As promised earlier, I am now posting the remainder of the transcript and audio from my interview yesterday with Senator John Kerry of Massachusetts, the Democratic Party's presidential nominee in 2004. The Senator and his wife, Teresa Heinz Kerry, were in Portland, Oregon to promote the new book that the two co-authored, This Moment on Earth: Today's New Environmentalists and Their Vision for the Future. I have unfortunately not been able to obtain a copy of the book but will be reviewing it here on MyDD once I've had the chance to read it. For more information on the book, visit JohnKerry.com where there are links to reviews and other interviews, as well as details about the Senator's book tour.

For now, check out the interview in full, the questions for which were culled from among the ones you, the readers of this site, suggested, as well as those I've been chewing on for some time.


If you're having trouble with the Odeo player you can download the .mp3 file here.

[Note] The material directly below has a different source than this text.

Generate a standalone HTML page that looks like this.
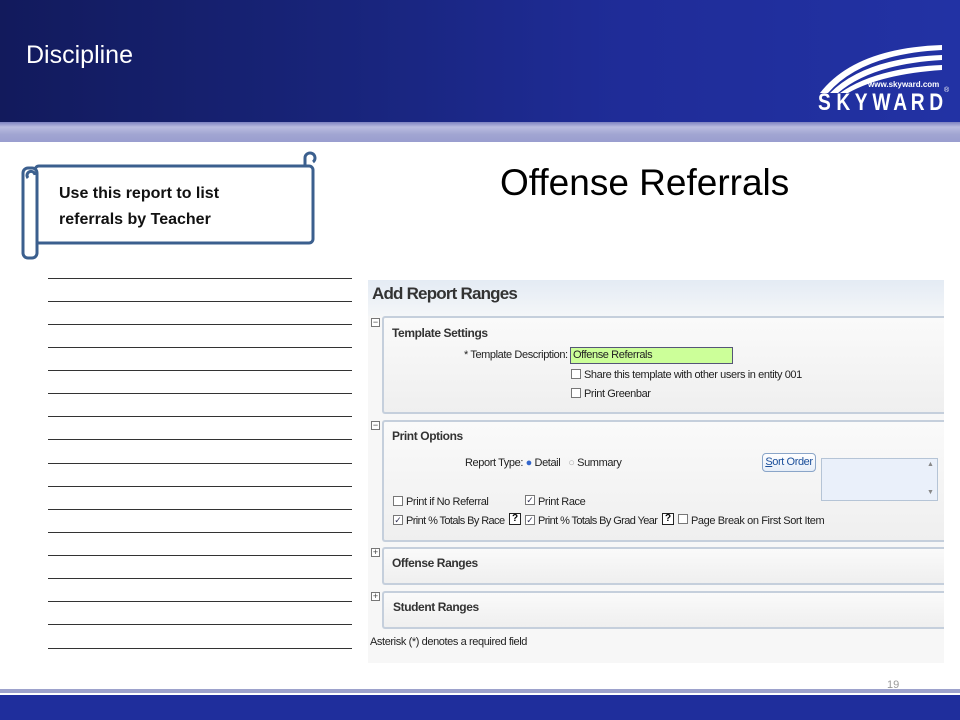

John Kerry: What's important is that we confront the real issues and do what we need to do with respect to '08, and that's why we wrote the book. That's what we're focused on. I'm really not spending a lot of energy or time on the histrionics of the past, if you will [in reference to the earlier question, before his phone rang, on John McCain and 2004].

Jonathan Singer: Certainly. With issues like nuclear proliferation, North Korea exploding a nuclear bomb, but also loose nukes within the former Soviet republics, and all the other kind of issues that are facing the country, why the environment and why now is this so important to you?

Kerry: Because this is a life and death issue for all of us. And its urgency is growing by the day, by the hour. When the leading climatologists, scientists of the United States, Jim Hanson, tells us you've got a 10-year window to respond, you better get to work if you're in public life. And every day matters. Building a consensus and then connecting the dots for people. Not just on global climate change, though. Parents can't take their kids fishing and eat the fish in 19 states and 44 percent of all our rivers, lakes and streams are unfishable and unswimmable. If we're going to care about what we pass on to the next generation, this is the time to do it. And I think that these issues need to be front and center on the front burner. They affect people's healthcare and health. They affect people's education ability. If you are a kid and you have lead poisoning or you have mercury intake that affects your motor system, you're going to have a challenge for the rest of your life. These things ultimately come home to roost somehow. And that's the connection we're trying to make for people.